The 8086 microprocessor has a powerful set of registers. The register organization of the 8086 microprocessor is also known as the programmer’s model. These different internal registers are accessed by the programmers programming the 8086 microprocessor. All the registers are 16-bit and are grouped into several categories as follows,
- General-purpose registers,
- Segment registers,
- Special purpose registers, and
- Flag register.
Let us see briefly each register in the 8086 microprocessor.
General Purpose Registers :
The 8086 microprocessor has 8 registers each of 8 bits, AH, AL, BH, BL, CH, CL, DH, DL as shown below. Each register can store 8 bits. To store more than 8 bits, we have to use two registers in pairs. There are 4 register pairs AX, BX, CX, DX. Each register pair can store a maximum of 16-bit data. General-purpose registers are used for holding variables or data. They can be also used as counters or as temporary storage for intermediate results during any operation.
These registers perform the following functions,
- Accumulator (AX) Register → When the microprocessor performs any arithmetic or logical operations, the accumulator provides one of the operands and it also holds the result of the operation. The user can access this register. It is denoted by A. The accumulator register AX can collect a total of 16-bit data i.e., 8-bit of data in register AL (lower byte of AX) and 8-bit of data in register AH (higher byte of AX).

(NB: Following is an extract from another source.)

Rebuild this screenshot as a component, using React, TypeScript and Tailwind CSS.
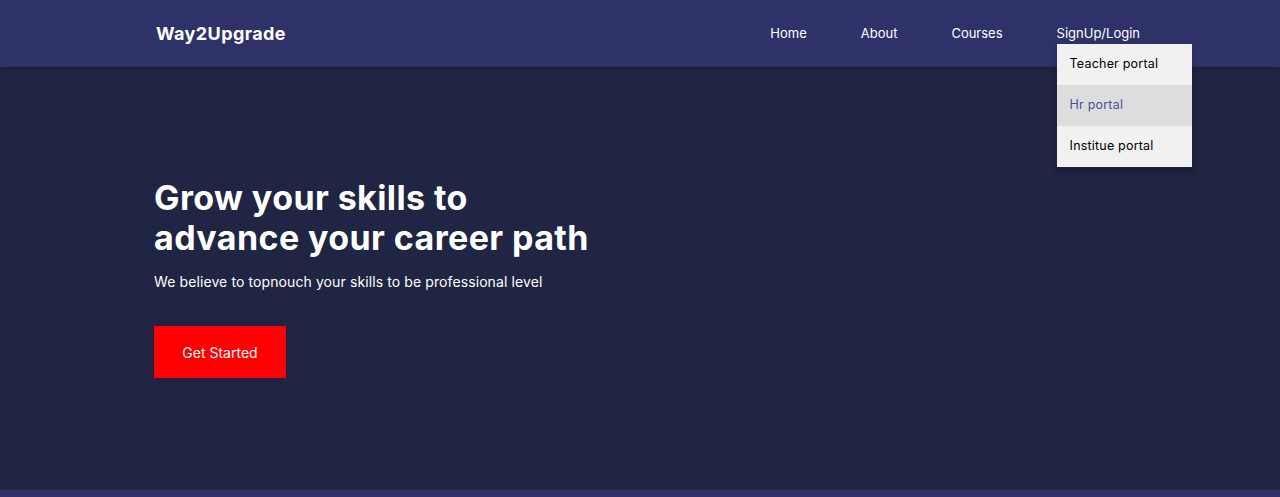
export default function App() {
  const links = ['Home', 'About', 'Courses']
  const portals = ['Teacher portal', 'Hr portal', 'Institue portal']

  return (
    <div className="h-[497px] bg-[#1f2542] text-white font-['Inter',sans-serif] overflow-hidden flex flex-col">
      {/* Navbar */}
      <nav className="h-[67px] bg-[#2f3268] shrink-0 shadow-[0_1px_2px_rgba(0,0,0,0.25)]">
        <div className="h-full flex items-center pl-[156px] pr-[140px]">
          <span className="text-[18px] font-bold tracking-[0.4px]">Way2Upgrade</span>
          <ul className="ml-auto flex items-center gap-[54px] text-[13px]">
            {links.map((l) => (
              <li key={l}>{l}</li>
            ))}
            <li className="relative">
              SignUp/Login
              <div className="absolute left-0 top-[20px] w-[135px] bg-[#f1f1f1] text-black tracking-[0.2px] shadow-[0_4px_8px_rgba(0,0,0,0.2)]">
                {portals.map((p, i) => (
                  <div
                    key={p}
                    className={`h-[41px] flex items-center px-[13px] text-[12.5px] ${
                      i === 1 ? 'bg-[#dddddd] text-[#4a4f98]' : ''
                    }`}
                  >
                    {p}
                  </div>
                ))}
              </div>
            </li>
          </ul>
        </div>
      </nav>

      {/* Hero */}
      <section className="flex-1 flex flex-col items-start pl-[154px] pt-[111px]">
        <h1 className="text-[34px] font-bold leading-[40px] tracking-[0.4px]">
          Grow your skills to
          <br />
          advance your career path
        </h1>
        <p className="mt-[14px] text-[14px] leading-[20px] tracking-[0.1px]">
          We believe to topnouch your skills to be professional level
        </p>
        <button className="mt-[34px] w-[132px] h-[52px] bg-[#ff0000] text-[14px] text-white">Get Started</button>
      </section>

      <div className="h-[7px] bg-[#2f3268] shrink-0" />
    </div>
  )
}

- Base (BX) Register → For reading data from memory or writing data into memory, 8086 microprocessor has to select one memory location, 16-bit effective address of this memory location can be stored in register BX.
- Counter (CX) Register → In rotate and shift instructions, register CL is used as 8 bit counter i.e., it used to store 8-bit count. In some instructions like REP (repeat), Loop, register CX is used as 16-bit implicit counter.
- Data (DX) Register → In multiplication and division instruction, if data or result is of 32-bits, then register DX is used to store 16 MSB, and register AX is used to store 16 LSB i.e., register DX is concatenated with register AX to store 32-bit data or result. In 8086, the input port address is 16-bit and it is stored in register DX. The name of register DX is given along with IN and OUT instructions as shown in the below example.
- MOV DL, 0001H (port address)
- IN AL, DX
Segment Registers :
The 8086 microprocessor has a 20-bit wide physical address to access 1MB memory location. But the registers of the 8086 microprocessor that holds the logical address are only 16-bits wide. Thus 8086 microprocessor implements memory segmentation for 1MB physical memory where the memory is divided into sections or segments as shown below. So that each memory location in the segment can be accessed by the 16-bit logical address.
The 8086 microprocessor allows only four segments to work at a time and are provided by the bus interface unit (BIU) of the 8086 microprocessor. The four-segment registers and their functions are,
- Data Segment Register (DS) → It is used to point to the base address of the data segment.
- Code Segment Register (CS) → It is used to point to the base address of the code segment.
- Stack Segment Register (SS) → This register is used to store the base address of the stack memory segment.
- Extra Segment Register (ES) → This register is used to store the base address of the extra memory segment.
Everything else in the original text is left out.